=== EXERCISE GOAL ===
Pull each line containing "index" out of the data and copy it.

Start

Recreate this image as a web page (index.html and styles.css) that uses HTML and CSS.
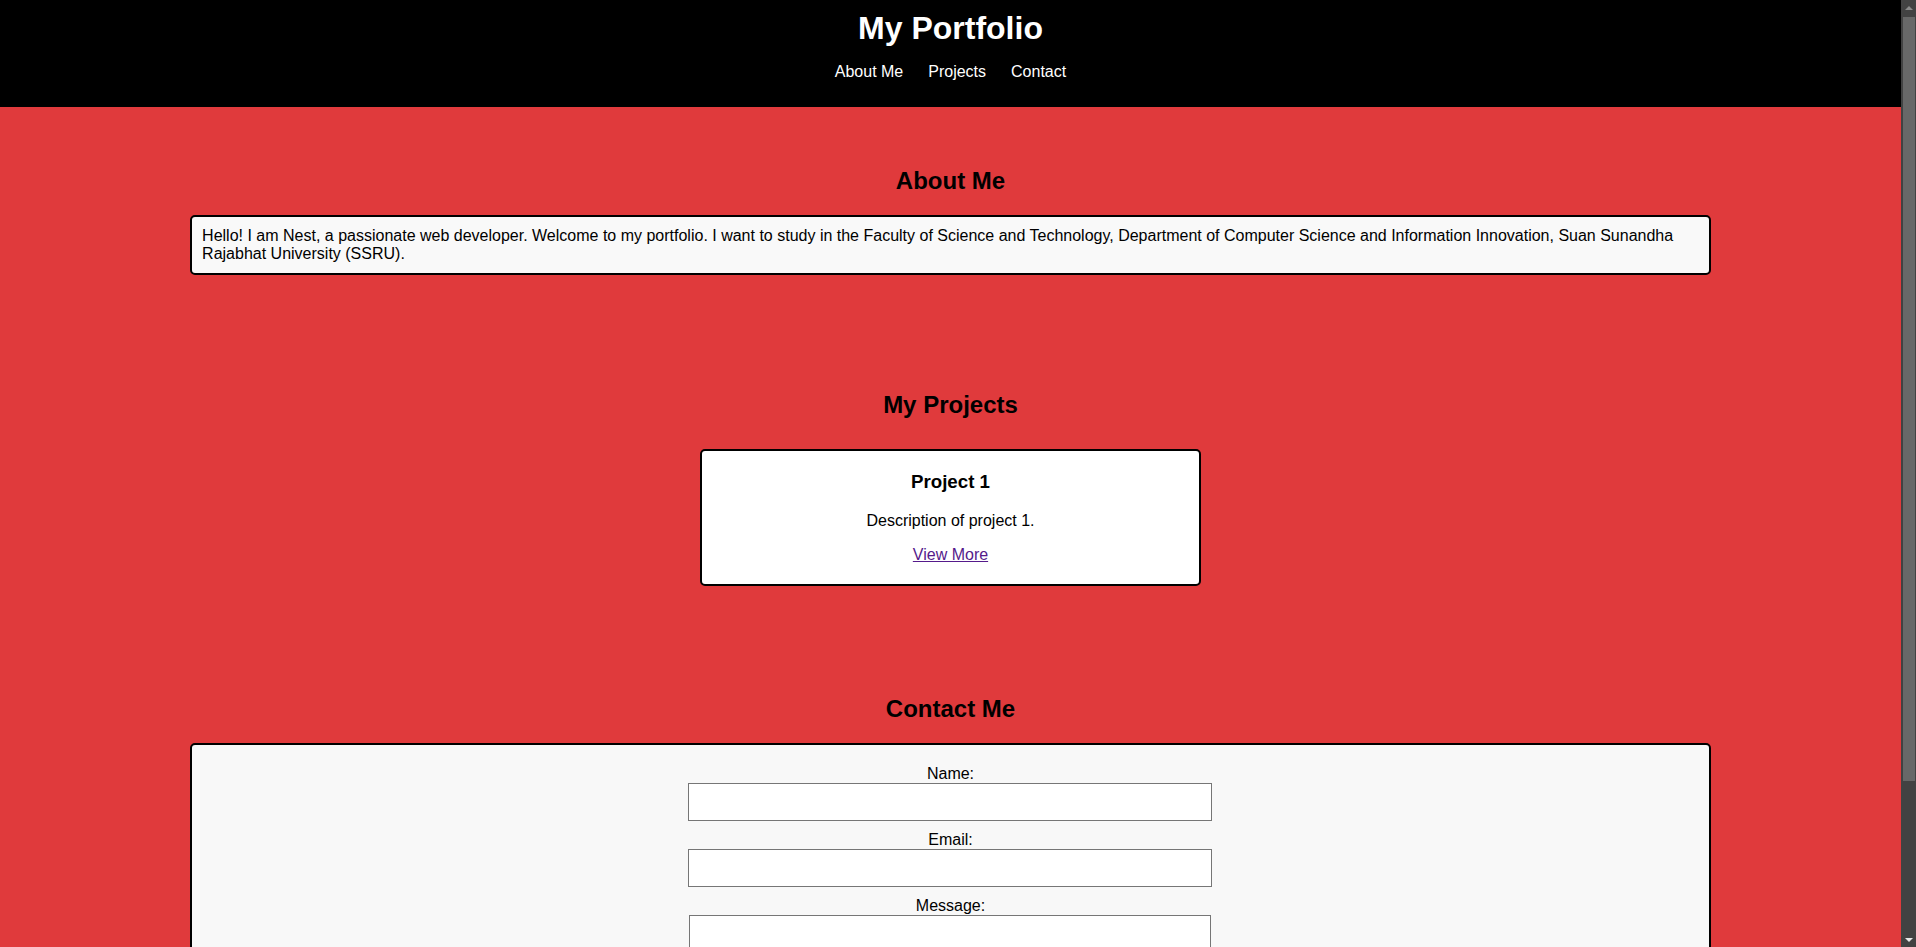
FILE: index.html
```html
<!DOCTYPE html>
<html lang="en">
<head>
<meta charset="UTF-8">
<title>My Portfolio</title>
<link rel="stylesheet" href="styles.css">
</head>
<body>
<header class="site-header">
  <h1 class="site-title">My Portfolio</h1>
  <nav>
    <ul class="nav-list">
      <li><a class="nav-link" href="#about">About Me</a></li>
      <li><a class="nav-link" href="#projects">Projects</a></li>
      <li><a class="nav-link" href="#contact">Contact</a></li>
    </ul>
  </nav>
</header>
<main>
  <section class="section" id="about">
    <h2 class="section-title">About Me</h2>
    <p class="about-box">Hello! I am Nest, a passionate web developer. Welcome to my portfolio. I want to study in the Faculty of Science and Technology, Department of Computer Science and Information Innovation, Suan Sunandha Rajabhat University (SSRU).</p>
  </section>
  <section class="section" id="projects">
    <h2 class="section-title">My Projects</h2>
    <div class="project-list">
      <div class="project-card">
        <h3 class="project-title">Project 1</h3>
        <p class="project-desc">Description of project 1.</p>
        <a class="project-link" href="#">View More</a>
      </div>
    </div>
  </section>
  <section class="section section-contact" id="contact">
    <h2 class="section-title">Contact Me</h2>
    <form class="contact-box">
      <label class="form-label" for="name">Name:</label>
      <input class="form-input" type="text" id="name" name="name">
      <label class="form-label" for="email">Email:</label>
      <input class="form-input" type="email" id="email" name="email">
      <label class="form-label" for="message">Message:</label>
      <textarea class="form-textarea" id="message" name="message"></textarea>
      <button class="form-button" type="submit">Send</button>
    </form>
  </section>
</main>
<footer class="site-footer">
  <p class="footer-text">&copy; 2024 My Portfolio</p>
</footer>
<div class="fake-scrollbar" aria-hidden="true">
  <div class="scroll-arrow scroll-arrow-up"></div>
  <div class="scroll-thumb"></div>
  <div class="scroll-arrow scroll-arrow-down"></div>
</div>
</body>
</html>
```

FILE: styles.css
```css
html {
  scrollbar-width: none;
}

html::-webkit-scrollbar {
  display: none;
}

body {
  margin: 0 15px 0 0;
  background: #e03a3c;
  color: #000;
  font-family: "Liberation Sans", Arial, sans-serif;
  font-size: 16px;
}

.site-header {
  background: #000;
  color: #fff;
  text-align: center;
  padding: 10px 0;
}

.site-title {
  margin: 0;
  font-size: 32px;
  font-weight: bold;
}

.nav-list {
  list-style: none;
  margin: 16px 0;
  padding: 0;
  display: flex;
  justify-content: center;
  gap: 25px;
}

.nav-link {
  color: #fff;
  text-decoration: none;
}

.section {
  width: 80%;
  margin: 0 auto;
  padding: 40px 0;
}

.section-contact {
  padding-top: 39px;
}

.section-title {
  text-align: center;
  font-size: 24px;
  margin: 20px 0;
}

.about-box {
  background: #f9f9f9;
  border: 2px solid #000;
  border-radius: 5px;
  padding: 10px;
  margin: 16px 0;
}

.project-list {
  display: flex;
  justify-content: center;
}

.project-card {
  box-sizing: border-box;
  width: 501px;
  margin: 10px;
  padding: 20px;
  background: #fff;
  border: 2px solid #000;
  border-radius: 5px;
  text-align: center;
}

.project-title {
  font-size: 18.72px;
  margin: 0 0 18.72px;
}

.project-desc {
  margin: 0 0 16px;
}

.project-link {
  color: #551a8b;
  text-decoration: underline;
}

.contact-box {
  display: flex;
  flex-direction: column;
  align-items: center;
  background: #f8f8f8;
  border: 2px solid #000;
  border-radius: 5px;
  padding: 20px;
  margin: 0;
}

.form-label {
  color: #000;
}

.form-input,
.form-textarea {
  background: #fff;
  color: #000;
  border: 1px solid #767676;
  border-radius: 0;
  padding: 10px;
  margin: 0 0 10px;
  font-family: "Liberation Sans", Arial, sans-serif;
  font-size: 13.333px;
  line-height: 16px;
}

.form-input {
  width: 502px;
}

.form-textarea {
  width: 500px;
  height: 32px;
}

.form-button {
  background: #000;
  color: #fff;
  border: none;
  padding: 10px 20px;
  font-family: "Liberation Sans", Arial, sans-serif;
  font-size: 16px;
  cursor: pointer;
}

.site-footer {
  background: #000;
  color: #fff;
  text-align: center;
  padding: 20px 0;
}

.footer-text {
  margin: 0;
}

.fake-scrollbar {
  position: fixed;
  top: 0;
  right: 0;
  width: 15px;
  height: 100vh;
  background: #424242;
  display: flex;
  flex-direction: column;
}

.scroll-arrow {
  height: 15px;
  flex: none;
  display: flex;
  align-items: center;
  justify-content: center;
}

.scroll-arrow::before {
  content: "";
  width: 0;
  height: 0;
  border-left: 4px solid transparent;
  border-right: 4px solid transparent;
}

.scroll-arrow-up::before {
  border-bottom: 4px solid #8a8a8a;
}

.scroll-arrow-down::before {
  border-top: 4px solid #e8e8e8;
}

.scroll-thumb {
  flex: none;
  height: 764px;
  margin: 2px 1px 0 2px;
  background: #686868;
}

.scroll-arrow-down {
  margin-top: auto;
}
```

End

=== ANSWER FOR THIS EXERCISE ===
Recreate this image as a web page (index.html and styles.css) that uses HTML and CSS.
FILE: index.html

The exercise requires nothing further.